Experience: Company name, role, dates, followed by 4 to 6 bullets per role each showing action, context, and measurable result when possible.
Skills: Two to three lines grouping strategic skills and tools.
Education: Degree, institution, year when recent, and relevant certifications.
Best Practices
Lead with measurable outcomes in your experience bullets to show impact, not just tasks.
Quantify results when possible and explain the context so numbers are meaningful.
Tailor your professional summary to the job you want by highlighting industry focus and the types of campaigns you have led.
Keep the summary concise and focused on value you can bring.
Include a portfolio link with short case study abstracts that match the role, and make sure each case study includes your role and the results.
Use visuals and short captions on your portfolio to make key outcomes easy to find.
Organize skills into strategic skills and tools so readers can quickly see both your thinking and technical capabilities.
Prioritize skills that appear in the job description and that you demonstrate in your bullets.
Use consistent formatting, clear headings, and readable font sizes to improve scanability.
A tidy layout helps both humans and applicant tracking systems read your resume correctly.
Common Mistakes to Avoid
Replace vague phrases with specific examples and outcomes.
Focus bullets on strategy, insight, and decisions that affected the brand.
Keep skills relevant and tie them to real examples in your experience bullets.
Choose designs that remain clear in plain PDF and text views.
Additional Tips
- 1Proofread your resume aloud and have a peer check for clarity and results focus.

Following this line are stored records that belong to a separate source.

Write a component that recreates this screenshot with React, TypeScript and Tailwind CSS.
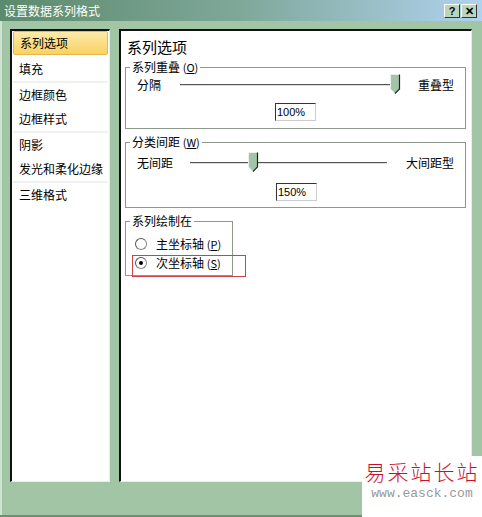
import React from "react";

const font = { fontFamily: '"Noto Sans CJK SC", "Liberation Sans", sans-serif' };

function Thumb() {
  return (
    <svg width="11" height="20" viewBox="0 0 11 20" className="block">
      <path d="M0.5 0.5 H9.5 V15 L5 19.5 L0.5 15 Z" fill="#a3c4a8" stroke="#e8f2ea" />
      <path d="M9.5 0.5 V15 L5 19.5" fill="none" stroke="#222" strokeWidth="1.2" />
    </svg>
  );
}

function Slider({ left, right, lineW, thumbX, lineMl, rightMl }: { left: string; right: string; lineW: number; thumbX: number; lineMl: number; rightMl: number }) {
  return (
    <div className="flex items-center h-[22px] text-[12px] text-black whitespace-nowrap">
      <span className="ml-[11px]">{left}</span>
      <div className="relative h-[22px]" style={{ width: lineW, marginLeft: lineMl }}>
        <div className="absolute left-0 right-0 top-[10px] h-[2px] bg-[#555] border-b border-[#ddd]" />
        <div className="absolute top-0" style={{ left: thumbX }}>
          <Thumb />
        </div>
      </div>
      <span style={{ marginLeft: rightMl }}>{right}</span>
    </div>
  );
}

function Spin({ value, ml }: { value: string; ml: number }) {
  return (
    <div
      className="h-[18px] w-[41px] border-l border-t border-l-[#333] border-t-[#333] border-r border-b border-r-[#ccc] border-b-[#ccc] bg-white text-[11px] leading-[16px] pl-[1px]"
      style={{ marginLeft: ml, fontFamily: '"Liberation Sans", sans-serif' }}
    >
      {value}
    </div>
  );
}

function Radio({ checked }: { checked?: boolean }) {
  return (
    <div className="w-[12px] h-[12px] rounded-full border border-[#888] border-l-[#555] border-t-[#555] bg-white flex items-center justify-center">
      {checked && <div className="w-[4px] h-[4px] rounded-full bg-black" />}
    </div>
  );
}

export default function App() {
  const items = [
    { t: "系列选项", sel: true },
    { t: "填充", sep: true },
    { t: "边框颜色" },
    { t: "边框样式", sep: true },
    { t: "阴影" },
    { t: "发光和柔化边缘", sep: true },
    { t: "三维格式" },
  ];
  return (
    <div className="relative w-[482px] h-[517px] bg-[#a2c5a6] overflow-hidden" style={font}>
      <div className="absolute left-0 top-0 bottom-0 w-[2px] bg-[#cfe3d1]" />
      <div className="absolute left-0 right-0 bottom-0 h-[2px] bg-[#6f8f74]" />
      {/* title bar */}
      <div className="relative h-[21px] flex items-center justify-between bg-gradient-to-r from-[#5c8a6c] via-[#7fa89a] to-[#b0d2ee] pl-[4px] pr-[5px]">
        <span className="text-white text-[12px] leading-none">设置数据系列格式</span>
        <div className="flex gap-[1px]">
          <div className="w-[16px] h-[14px] bg-[#b9d6bc] border border-t-white border-l-white border-r-[#333] border-b-[#333] text-[11px] leading-[12px] font-bold text-center" style={{ fontFamily: '"Liberation Sans", sans-serif' }}>?</div>
          <div className="w-[16px] h-[14px] bg-[#b9d6bc] border border-t-white border-l-white border-r-[#333] border-b-[#333] text-[11px] leading-[12px] font-bold text-center" style={{ fontFamily: '"Liberation Sans", sans-serif' }}>✕</div>
        </div>
      </div>
      {/* body */}
      <div className="flex pl-[10px] pt-[8px] gap-[9px]">
        {/* list */}
        <div className="w-[100px] h-[453px] bg-white border-l-2 border-t-2 border-l-[#111] border-t-[#111] border-r border-b border-r-[#e6efe6] border-b-[#e6efe6] px-[1px]">
          {items.map((it, i) => (
            <div key={i}>
              <div
                className={
                  "h-[24px] flex items-center pl-[6px] text-[12px] text-black whitespace-nowrap " +
                  (it.sel ? "bg-gradient-to-b from-[#fdeba8] to-[#f8d160] border border-[#e4b850] rounded-[2px] mb-[2px]" : "")
                }
              >
                {it.t}
              </div>
              {it.sep && <div className="h-[2px] bg-[#f1f1f1]" />}
            </div>
          ))}
        </div>
        {/* right panel */}
        <div className="w-[353px] h-[453px] bg-white border-l-2 border-t-2 border-l-[#111] border-t-[#111] border-r border-b border-r-[#e6efe6] border-b-[#e6efe6] pl-[4px] pt-[6px]">
          <div className="text-[15px] leading-[20px] text-black pl-[2px]">系列选项</div>
          {/* group 1 */}
          <div className="relative mt-[10px] w-[341px] h-[62px] border border-[#8a9a8c] pt-[6px]">
            <div className="absolute left-[4px] top-[-9px] bg-white px-[2px] text-[12px] leading-[16px]">系列重叠 <span className="text-[11px]">(<u>O</u>)</span></div>
            <Slider left="分隔" right="重叠型" lineMl={19} lineW={220} thumbX={210} rightMl={18} />
            <div className="mt-[7px]"><Spin value="100%" ml={149} /></div>
          </div>
          {/* group 2 */}
          <div className="relative mt-[13px] w-[341px] h-[66px] border border-[#8a9a8c] pt-[9px]">
            <div className="absolute left-[4px] top-[-9px] bg-white px-[2px] text-[12px] leading-[16px]">分类间距 <span className="text-[11px]">(<u>W</u>)</span></div>
            <Slider left="无间距" right="大间距型" lineMl={17} lineW={197} thumbX={58} rightMl={19} />
            <div className="mt-[9px]"><Spin value="150%" ml={150} /></div>
          </div>
          {/* group 3 */}
          <div className="relative mt-[13px] w-[108px] h-[55px] border border-[#8a9a8c] pt-[13px]">
            <div className="absolute left-[4px] top-[-9px] bg-white px-[2px] text-[12px] leading-[16px]">系列绘制在</div>
            <div className="flex items-center h-[18px] pl-[9px] gap-[9px] text-[12px] whitespace-nowrap">
              <Radio />
              <span>主坐标轴 <span className="text-[11px]">(<u>P</u>)</span></span>
            </div>
            <div className="flex items-center h-[18px] pl-[9px] gap-[9px] text-[12px] mt-[1px] whitespace-nowrap">
              <Radio checked />
              <span>次坐标轴 <span className="text-[11px]">(<u>S</u>)</span></span>
            </div>
          </div>
        </div>
      </div>
      {/* red highlight */}
      <div className="absolute left-[132px] top-[255px] w-[114px] h-[22px] border border-[#d0404a]" />
      {/* watermark */}
      <div className="absolute left-[362px] top-[456px] w-[120px] h-[61px] bg-white flex flex-col items-center pt-[4px]">
        <div className="text-[#c8102e] text-[21px] leading-[23px] tracking-[2px] font-light" style={{ fontFamily: '"Noto Sans CJK SC", serif' }}>易采站长站</div>
        <div className="text-[#999] text-[13px] leading-[14px] mt-[4px]" style={{ fontFamily: '"Liberation Mono", monospace' }}>www.easck.com</div>
      </div>
    </div>
  );
}
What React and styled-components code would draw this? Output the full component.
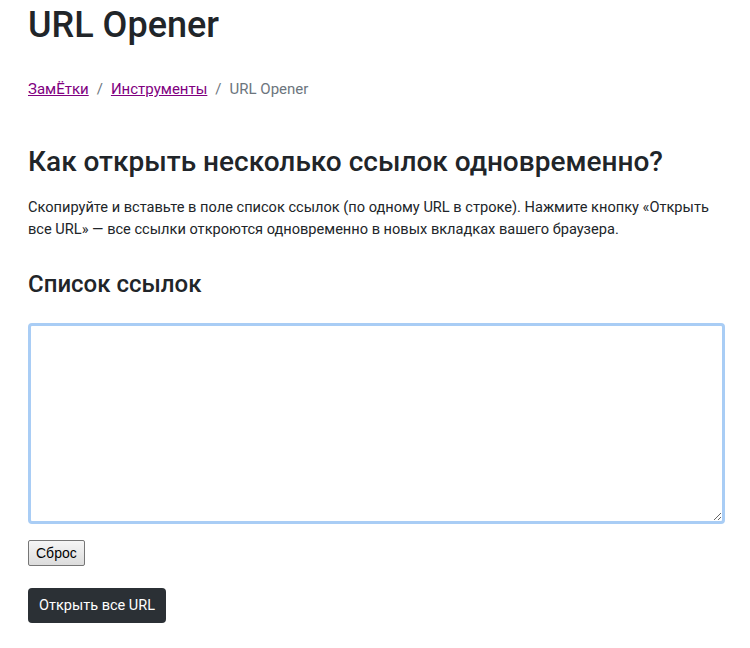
import React from "react";
import styled, { createGlobalStyle } from "styled-components";

const Global = createGlobalStyle`
  body { margin: 0; font-family: Roboto, "Noto Sans", sans-serif; color: #212529; background: #fff; }
`;
const Page = styled.div`padding: 0 26px 0 28px; display: flex; flex-direction: column;`;
const Title = styled.h1`font-size: 36px; font-weight: 500; margin: 4px 0 0; line-height: 43px;`;
const Crumbs = styled.nav`margin-top: 33px; font-size: 15px; color: #6c757d; display: flex; gap: 8px;`;
const Crumb = styled.a`color: #800080; text-decoration: underline;`;
const H2 = styled.h2`font-size: 28px; font-weight: 500; margin: 47px 0 0; line-height: 34px;`;
const P = styled.p`font-size: 14.6px; line-height: 22px; margin: 17px 0 0;`;
const H3 = styled.h3`font-size: 24px; font-weight: 500; margin: 30px 0 0; line-height: 29px;`;
const Area = styled.textarea`
  margin-top: 24px; height: 201px; box-sizing: border-box; width: 697px;
  border: 3px solid #a9cdf5; border-radius: 4px; outline: none; resize: vertical;
  padding: 6px 9px; font-size: 15px; font-family: Roboto, sans-serif;
`;
const Reset = styled.button`
  align-self: flex-start; margin-top: 16px; font: 14px "Liberation Sans", Arial, sans-serif;
  padding: 4px 7px; border: 1px solid #767676; border-radius: 2px;
  background: linear-gradient(#f6f6f6, #dcdcdc); color: #000;
`;
const Primary = styled.button`
  align-self: flex-start; margin-top: 22px; background: #2b3035; color: #fff; border: none;
  border-radius: 4px; padding: 0 11px; height: 35px; font: 14.5px Roboto, sans-serif;
`;

export default function App() {
  return (
    <>
      <Global />
      <Page>
        <Title>URL Opener</Title>
        <Crumbs>
          <Crumb href="#">ЗамЁтки</Crumb><span>/</span>
          <Crumb href="#">Инструменты</Crumb><span>/</span>
          <span>URL Opener</span>
        </Crumbs>
        <H2>Как открыть несколько ссылок одновременно?</H2>
        <P>Скопируйте и вставьте в поле список ссылок (по одному URL в строке). Нажмите кнопку «Открыть все URL» — все ссылки откроются одновременно в новых вкладках вашего браузера.</P>
        <H3>Список ссылок</H3>
        <Area autoFocus />
        <Reset>Сброс</Reset>
        <Primary>Открыть все URL</Primary>
      </Page>
    </>
  );
}
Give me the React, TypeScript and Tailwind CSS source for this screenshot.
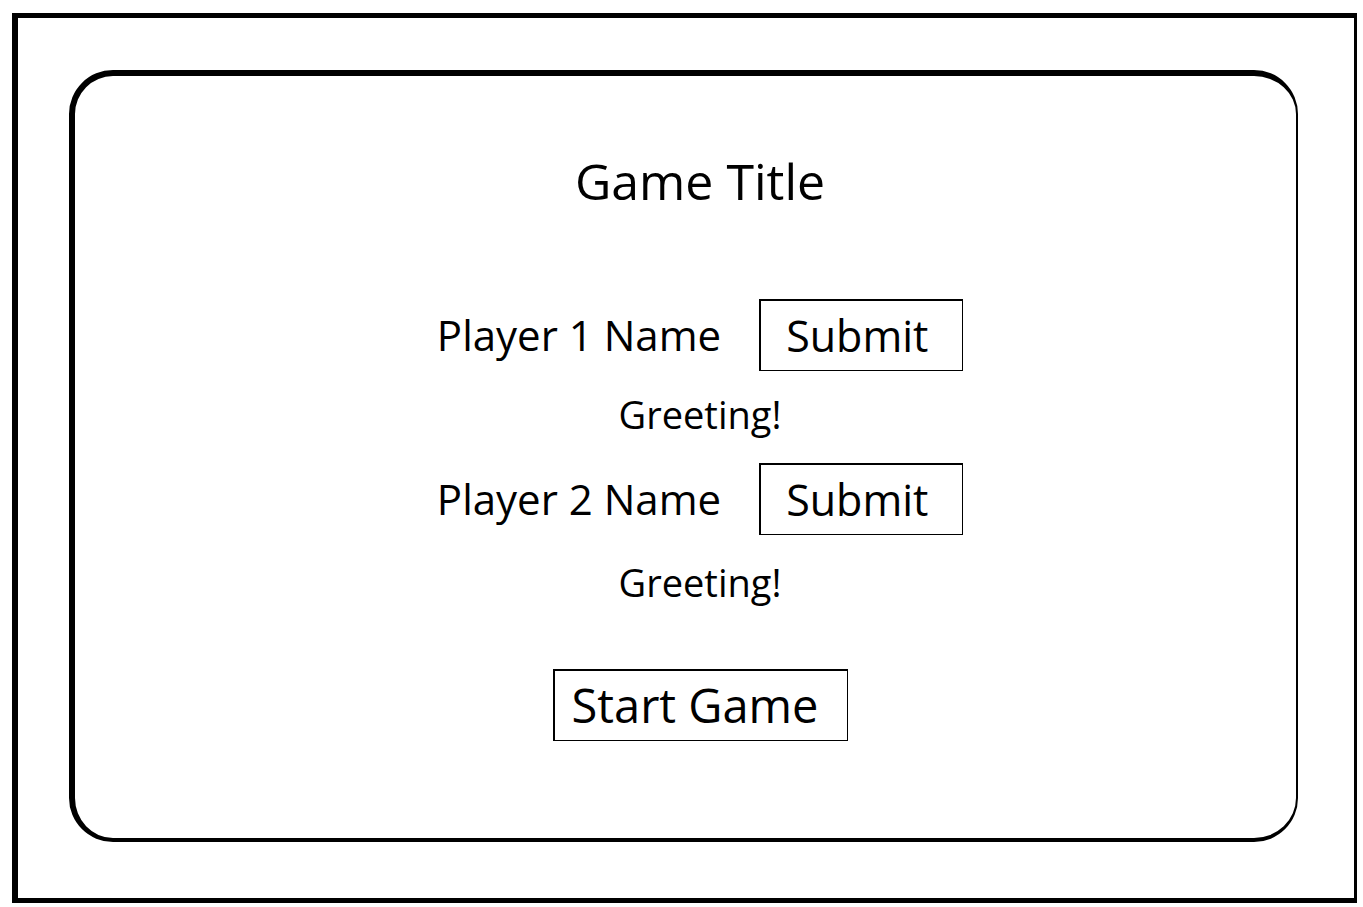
export default function App() {
  const font = { fontFamily: '"Open Sans", "Noto Sans", sans-serif' };
  return (
    <div className="w-[1363px] h-[907px] bg-white flex pl-[12px] pt-[13px] pr-[6px] pb-[4px] text-black" style={font}>
      <div className="flex-1 flex border-l-[6px] border-t-[5px] border-r-[3px] border-b-[5px] border-black">
        <div className="flex-1 flex flex-col items-center ml-[51px] mt-[52px] mr-[56px] mb-[56px] rounded-[44px] border-l-[6px] border-t-[6px] border-r-[2px] border-b-[4px] border-black pl-[29px] pt-[80px]">
          <h1 className="text-[50px] leading-none font-normal">Game Title</h1>

          <div className="mt-[93px] flex items-center gap-[38px]">
            <span className="text-[42px] leading-none">Player 1 Name</span>
            <div className="w-[204px] h-[72px] flex items-center pl-[25px] border-t-2 border-l-2 border-r border-b border-black text-[43px] leading-none">
              Submit
            </div>
          </div>
          <p className="mt-[24px] text-[38px] leading-none">Greeting!</p>

          <div className="mt-[30px] flex items-center gap-[38px]">
            <span className="text-[42px] leading-none">Player 2 Name</span>
            <div className="w-[204px] h-[72px] flex items-center pl-[25px] border-t-2 border-l-2 border-r border-b border-black text-[43px] leading-none">
              Submit
            </div>
          </div>
          <p className="mt-[28px] text-[38px] leading-none">Greeting!</p>

          <div className="mt-[68px] w-[295px] h-[72px] flex items-center pl-[17px] border-t-2 border-l-2 border-r border-b border-black text-[47px] leading-none">
            Start Game
          </div>
        </div>
      </div>
    </div>
  );
}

Keep sentences short and action oriented, and update your portfolio before applying to ensure examples load and reflect your best work.
Final Thoughts
Use this brand strategist resume example as a starting point and adapt it to the jobs you are applying for.
Focus on measurable impact, relevant skills, and clear, scannable formatting so hiring managers can quickly see your value.
When you prepare a tailored version for each application and link to concise case studies, you improve the chances that your experience will be understood and remembered.